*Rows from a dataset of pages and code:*
────

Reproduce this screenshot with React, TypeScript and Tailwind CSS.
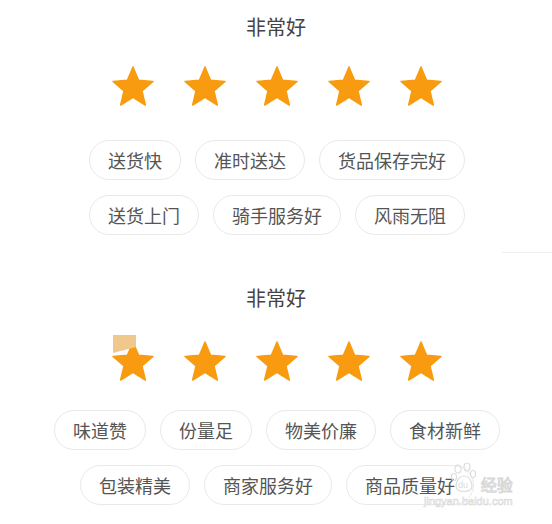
import React from "react";

const FONT = { fontFamily: '"Noto Sans CJK SC", "Noto Sans", sans-serif' };

const sections = [
  {
    title: "非常好",
    rows: [
      ["送货快", "准时送达", "货品保存完好"],
      ["送货上门", "骑手服务好", "风雨无阻"],
    ],
  },
  {
    title: "非常好",
    rows: [
      ["味道赞", "份量足", "物美价廉", "食材新鲜"],
      ["包装精美", "商家服务好", "商品质量好"],
    ],
  },
];

// 5-point star, 42x40
const STAR_POINTS = (() => {
  const cx = 21;
  const cy = 22;
  const R = 21;
  const r = R * 0.45;
  const pts: string[] = [];
  for (let i = 0; i < 10; i++) {
    const rad = i % 2 === 0 ? R : r;
    const a = (-90 + i * 36) * (Math.PI / 180);
    pts.push(`${(cx + rad * Math.cos(a)).toFixed(2)},${(cy + rad * Math.sin(a)).toFixed(2)}`);
  }
  return pts.join(" ");
})();

const Star = ({ pressed = false }: { pressed?: boolean }) => (
  <svg width="42" height="40" viewBox="0 0 42 40" className="block overflow-visible">
    <polygon
      points={STAR_POINTS}
      fill="#f89b10"
      stroke="#f89b10"
      strokeWidth="1.5"
      strokeLinejoin="round"
    />
    {pressed && <polygon points="1,-6 24,-6 24,6 1,12" fill="#f1c88c" />}
  </svg>
);

const Tag = ({ label }: { label: string }) => (
  <span className="flex h-[40px] items-center rounded-full border border-[#e9e9e9] bg-white px-[18px] text-[18px] leading-none text-[#555]">
    {label}
  </span>
);

export default function App() {
  return (
    <div
      className="relative flex h-[524px] w-[552px] flex-col overflow-hidden bg-white"
      style={FONT}
    >
      {sections.map((section, si) => (
        <React.Fragment key={si}>
          {si === 1 && (
            <div className="mt-[17px] flex justify-end">
              <div className="h-px w-[50px] bg-[#efefef]" />
            </div>
          )}
          <h2
            className={`${si === 0 ? "mt-[13px]" : "mt-[31px]"} text-center text-[20px] leading-[28px] text-[#444]`}
          >
            {section.title}
          </h2>
          <div
            className={`${si === 0 ? "mt-[25px]" : "mt-[29px]"} flex justify-center gap-[30px] pl-[2px]`}
          >
            {[0, 1, 2, 3, 4].map((i) => (
              <Star key={i} pressed={si === 1 && i === 0} />
            ))}
          </div>
          <div
            className={`${si === 0 ? "mt-[34px]" : "mt-[29px]"} flex flex-col gap-[15px]`}
          >
            {section.rows.map((row, ri) => (
              <div key={ri} className="flex justify-center gap-[14px] pl-[2px]">
                {row.map((t) => (
                  <Tag key={t} label={t} />
                ))}
              </div>
            ))}
          </div>
        </React.Fragment>
      ))}

      {/* watermark */}
      <div className="pointer-events-none absolute left-[424px] top-[463px] flex flex-col items-end">
        <div className="flex items-end gap-[4px]">
          <svg width="26" height="30" viewBox="0 0 26 30">
            <g fill="none" stroke="#dcdcdc" strokeWidth="1.2">
              <ellipse cx="7" cy="6" rx="3" ry="4" />
              <ellipse cx="16" cy="4" rx="3" ry="4" />
              <ellipse cx="3" cy="14" rx="2.5" ry="3.5" />
              <ellipse cx="22" cy="11" rx="2.5" ry="3.5" />
              <path d="M13 13 C 6 13 3 24 7 27 C 10 29 16 29 19 27 C 23 24 20 13 13 13 Z" />
            </g>
            <text x="7" y="25" fontSize="9" fill="#dcdcdc" fontFamily="Liberation Sans, sans-serif">
              du
            </text>
          </svg>
          <span className="text-[16px] leading-[18px] text-white [-webkit-text-stroke:1px_#d8d8d8]">
            经验
          </span>
        </div>
        <span
          className="mt-[2px] text-[11px] leading-[12px] text-white [-webkit-text-stroke:0.6px_#d8d8d8]"
          style={{ fontFamily: '"Liberation Sans", sans-serif' }}
        >
          jingyan.baidu.com
        </span>
      </div>
    </div>
  );
}
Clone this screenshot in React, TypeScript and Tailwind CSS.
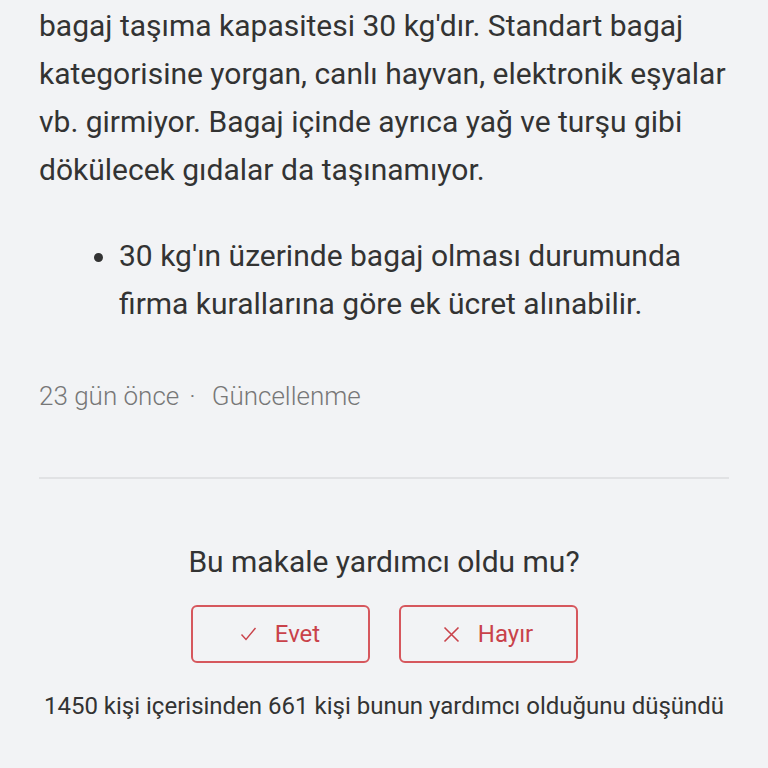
import React from 'react'

export default function App() {
  return (
    <div
      className="w-[768px] h-[768px] overflow-hidden bg-[#f2f3f5] text-[#333]"
      style={{ fontFamily: 'Roboto, "Noto Sans", sans-serif' }}
    >
      <div className="px-[39px]">
        <p className="text-[30px] leading-[48px] mt-[2px]">
          bagaj taşıma kapasitesi 30 kg'dır. Standart bagaj kategorisine yorgan, canlı hayvan, elektronik eşyalar
          vb. girmiyor. Bagaj içinde ayrıca yağ ve turşu gibi dökülecek gıdalar da taşınamıyor.
        </p>
        <ul className="mt-[38px] pl-[80px] list-disc text-[30px] leading-[48px] marker:text-[#333]">
          <li>
            30 kg'ın üzerinde bagaj olması durumunda firma kurallarına göre ek ücret alınabilir.
          </li>
        </ul>
        <div className="mt-[50px] flex items-center text-[26px] leading-[36px] font-light text-[#777]">
          <span>23 gün önce</span>
          <span className="mx-[10px]">·</span>
          <span className="ml-[6px]">Güncellenme</span>
        </div>
        <div className="mt-[63px] h-[2px] bg-[#e1e2e4]" />
        <div className="mt-[63px] text-center text-[30px] leading-[40px]">Bu makale yardımcı oldu mu?</div>
        <div className="mt-[23px] flex justify-center gap-[29px]">
          <button className="w-[179px] h-[58px] rounded-[6px] border-[2px] border-[#d6575d] flex items-center justify-center gap-[18px] text-[#c9424a] text-[24px]">
            <svg width="17" height="14" viewBox="0 0 17 14" fill="none">
              <path d="M1.5 7.5 L6 12.5 L15.5 1" stroke="#c9424a" strokeWidth="1.4" />
            </svg>
            <span>Evet</span>
          </button>
          <button className="w-[179px] h-[58px] rounded-[6px] border-[2px] border-[#d6575d] flex items-center justify-center gap-[18px] text-[#c9424a] text-[24px]">
            <svg width="17" height="17" viewBox="0 0 17 17" fill="none">
              <path d="M1.5 1.5 L15.5 15.5 M15.5 1.5 L1.5 15.5" stroke="#c9424a" strokeWidth="1.6" />
            </svg>
            <span>Hayır</span>
          </button>
        </div>
        <div className="mt-[27px] text-center text-[24px] leading-[32px] text-[#333]">
          1450 kişi içerisinden 661 kişi bunun yardımcı olduğunu düşündü
        </div>
      </div>
    </div>
  )
}
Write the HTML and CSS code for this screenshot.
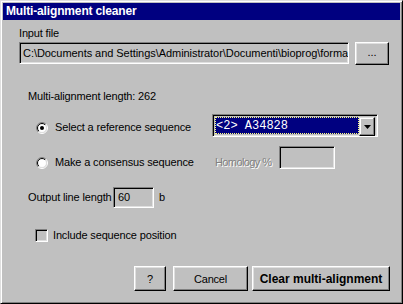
FILE: index.html
```
<!DOCTYPE html>
<html>
<head>
<meta charset="utf-8">
<link rel="stylesheet" href="styles.css">
</head>
<body>
<div class="window">
  <div class="titlebar">Multi-alignment cleaner</div>
  <div class="content">
    <div class="text lbl-input">Input file</div>
    <div class="row input-row">
      <div class="field path"><span class="path-text">C:\Documents and Settings\Administrator\Documenti\bioprog\forma</span></div>
      <div class="btn browse">...</div>
    </div>
    <div class="text lbl-length">Multi-alignment length: 262</div>
    <div class="row opt-row r1">
      <div class="option opt1">
        <svg class="radio" width="12" height="12" viewBox="0 0 12 12">
          <defs>
            <linearGradient id="rg-out" x1="0" y1="0" x2="1" y2="1">
              <stop offset="0.5" stop-color="#808080"/>
              <stop offset="0.5" stop-color="#ffffff"/>
            </linearGradient>
            <linearGradient id="rg-in" x1="0" y1="0" x2="1" y2="1">
              <stop offset="0.5" stop-color="#000000"/>
              <stop offset="0.5" stop-color="#dfdfdf"/>
            </linearGradient>
          </defs>
          <circle cx="6" cy="6" r="5.5" fill="none" stroke="url(#rg-out)"/>
          <circle cx="6" cy="6" r="4.5" fill="#ffffff" stroke="url(#rg-in)"/>
          <circle cx="6" cy="6" r="2" fill="#000000"/>
        </svg>
        <span class="text">Select a reference sequence</span>
      </div>
      <div class="combo">
        <div class="combo-value">&lt;2&gt; A34828</div>
        <div class="combo-btn">
          <svg width="7" height="4" viewBox="0 0 7 4"><polygon points="0,0 7,0 3.5,4" fill="#000"/></svg>
        </div>
      </div>
    </div>
    <div class="row opt-row r2">
      <div class="option opt2">
        <svg class="radio" width="12" height="12" viewBox="0 0 12 12">
          <circle cx="6" cy="6" r="5.5" fill="none" stroke="url(#rg-out)"/>
          <circle cx="6" cy="6" r="4.5" fill="#ffffff" stroke="url(#rg-in)"/>
        </svg>
        <span class="text">Make a consensus sequence</span>
      </div>
      <div class="text disabled homology">Homology %</div>
      <div class="field homology-box"></div>
    </div>
    <div class="row output-row">
      <div class="text out-label">Output line length</div>
      <div class="field out-box text">60</div>
      <div class="text unit">b</div>
    </div>
    <div class="row check-row">
      <div class="checkbox"></div>
      <span class="text">Include sequence position</span>
    </div>
    <div class="row btn-row">
      <div class="btn help">?</div>
      <div class="btn cancel">Cancel</div>
      <div class="btn clear">Clear multi-alignment</div>
    </div>
  </div>
</div>
</body>
</html>
```
FILE: styles.css
```
html, body {
  margin: 0;
  padding: 0;
  background: #c0c0c0;
}
body {
  font-family: "Liberation Sans", Arial, sans-serif;
  font-size: 11px;
  color: #000;
}
.window {
  width: 403px;
  height: 304px;
  box-sizing: border-box;
  border: 1px solid;
  border-color: #dfdfdf #000 #000 #dfdfdf;
  box-shadow: inset 1px 1px #fff, inset -1px -1px #808080;
  padding: 2px;
  background: #c0c0c0;
  display: flex;
  flex-direction: column;
}
.titlebar {
  height: 17px;
  flex: none;
  background: #000080;
  color: #fff;
  font-weight: bold;
  font-size: 12px;
  line-height: 17px;
  padding-left: 3px;
  letter-spacing: -0.15px;
}
.content {
  display: flex;
  flex-direction: column;
  padding: 0 10px 0 16px;
}
.text {
  line-height: 13px;
  letter-spacing: -0.15px;
  white-space: nowrap;
}
.row {
  display: flex;
  flex: none;
}
.field {
  box-sizing: border-box;
  border: 1px solid;
  border-color: #808080 #fff #fff #808080;
  box-shadow: inset 1px 1px #000, inset -1px -1px #dfdfdf;
  background: #c0c0c0;
}
.btn {
  box-sizing: border-box;
  border: 1px solid;
  border-color: #fff #000 #000 #fff;
  box-shadow: inset -1px -1px #808080, inset 1px 1px #dfdfdf;
  background: #c0c0c0;
  display: flex;
  align-items: center;
  justify-content: center;
  white-space: nowrap;
}
.lbl-input {
  margin-top: 7px;
}
.input-row {
  margin-top: 2px;
  height: 23px;
  align-items: flex-start;
}
.path {
  width: 330px;
  height: 22px;
  padding: 4px 0 0 3px;
  overflow: hidden;
  line-height: 13px;
  white-space: nowrap;
}
.path-text {
  letter-spacing: -0.05px;
}
.browse {
  margin-left: 6px;
  width: 34px;
  height: 23px;
  padding-bottom: 3px;
}
.lbl-length {
  margin-top: 25px;
  margin-left: 9px;
}
.opt-row {
  height: 23px;
  margin-left: 17px;
  align-items: flex-start;
}
.r1 {
  margin-top: 11px;
}
.r2 {
  margin-top: 9px;
}
.option {
  display: flex;
  align-items: center;
  height: 13px;
}
.opt1 {
  width: 176px;
  margin-top: 7px;
}
.opt2 {
  width: 179px;
  margin-top: 10px;
}
.radio {
  flex: none;
  margin-right: 7px;
}
.combo {
  width: 166px;
  height: 23px;
  box-sizing: border-box;
  border: 1px solid;
  border-color: #808080 #fff #fff #808080;
  box-shadow: inset 1px 1px #000, inset -1px -1px #dfdfdf;
  padding: 2px;
  display: flex;
}
.combo-value {
  flex: 1;
  background: #000080;
  color: #fff;
  font-family: "Liberation Mono", "Courier New", monospace;
  font-size: 12px;
  line-height: 19px;
  padding-left: 1px;
  outline: 1px dotted #ffff80;
  outline-offset: -1px;
}
.combo-btn {
  width: 16px;
  height: 19px;
  box-sizing: border-box;
  border: 1px solid;
  border-color: #dfdfdf #000 #000 #dfdfdf;
  box-shadow: inset -1px -1px #808080, inset 1px 1px #fff;
  background: #c0c0c0;
  display: flex;
  align-items: center;
  justify-content: center;
}
.homology {
  width: 64px;
  margin-top: 10px;
  letter-spacing: -0.6px;
}
.disabled {
  color: #808080;
  text-shadow: 1px 1px 0 #fff;
}
.homology-box {
  width: 56px;
  height: 23px;
}
.output-row {
  margin-top: 18px;
  margin-left: 9px;
  height: 21px;
  align-items: center;
}
.out-label {
  width: 85px;
}
.out-box {
  width: 41px;
  height: 21px;
  padding: 3px 0 0 4px;
}
.unit {
  margin-left: 5px;
}
.check-row {
  margin-top: 21px;
  margin-left: 16px;
  height: 13px;
  align-items: center;
}
.checkbox {
  width: 13px;
  height: 13px;
  box-sizing: border-box;
  border: 1px solid;
  border-color: #808080 #fff #fff #808080;
  box-shadow: inset 1px 1px #000, inset -1px -1px #dfdfdf;
  background: #c0c0c0;
  margin-right: 5px;
}
.btn-row {
  margin-top: 24px;
  height: 25px;
  justify-content: flex-end;
}
.btn-row .btn {
  height: 25px;
  font-size: 11px;
  letter-spacing: -0.2px;
}
.help {
  width: 32px;
}
.cancel {
  width: 75px;
  margin-left: 7px;
}
.clear {
  width: 138px;
  margin-left: 4px;
  font-weight: bold;
}
.btn-row .clear {
  font-size: 12px;
  letter-spacing: 0;
}
```
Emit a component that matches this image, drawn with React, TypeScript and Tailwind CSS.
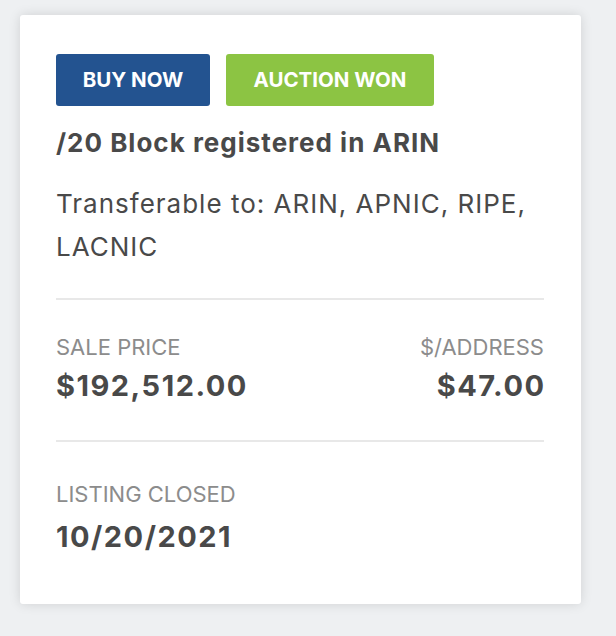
import React from "react";

function Stat({ label, value, right }: { label: string; value: string; right?: boolean }) {
  return (
    <div className={right ? "text-right" : ""}>
      <div className="text-[22px] leading-[28px] text-[#8c8c8c] uppercase">{label}</div>
      <div className={"mt-[8px] text-[29px] leading-[34px] font-bold tracking-[1.5px] " + (right ? "-mr-[1.5px]" : "")}>{value}</div>
    </div>
  );
}

export default function App() {
  return (
    <div className="w-[616px] h-[636px] bg-[#eef0f2] pt-[15px] pl-[20px] font-[family-name:Inter,sans-serif]">
      <div className="w-[561px] h-[589px] bg-white rounded-[3px] shadow-[0_0_12px_rgba(0,0,0,0.13)] pt-[39px] pl-[36px] pr-[37px] text-[#494949]">
        <div className="flex gap-[16px]">
          <div className="h-[52px] w-[154px] rounded-[3px] bg-[#235390] text-white font-bold text-[20.5px] flex items-center justify-center">BUY NOW</div>
          <div className="h-[52px] w-[208px] rounded-[3px] bg-[#8cc443] text-white font-bold text-[20.5px] flex items-center justify-center">AUCTION WON</div>
        </div>
        <div className="mt-[21px] text-[26px] leading-[32px] font-bold tracking-[1px]">/20 Block registered in ARIN</div>
        <div className="mt-[23px] text-[26px] leading-[43px] tracking-[1px]">Transferable to: ARIN, APNIC, RIPE, LACNIC</div>
        <div className="mt-[30px] h-[2px] bg-[#e8e8e8]" />
        <div className="mt-[33px] flex justify-between">
          <Stat label="Sale Price" value="$192,512.00" />
          <Stat label="$/Address" value="$47.00" right />
        </div>
        <div className="mt-[37px] h-[2px] bg-[#e8e8e8]" />
        <div className="mt-[38px]">
          <div className="text-[22px] leading-[28px] text-[#8c8c8c] uppercase">Listing Closed</div>
          <div className="mt-[12px] text-[29px] leading-[34px] font-bold tracking-[1.5px]">10/20/2021</div>
        </div>
      </div>
    </div>
  );
}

────

*Task description:*
Set down nothing but the lines from the one holding "Clone this screenshot" through the one holding "import React from 'react'", both included, exactly as they appear; any picture is left out.

*Written solution:*
Clone this screenshot in React, TypeScript and Tailwind CSS.
import React from 'react'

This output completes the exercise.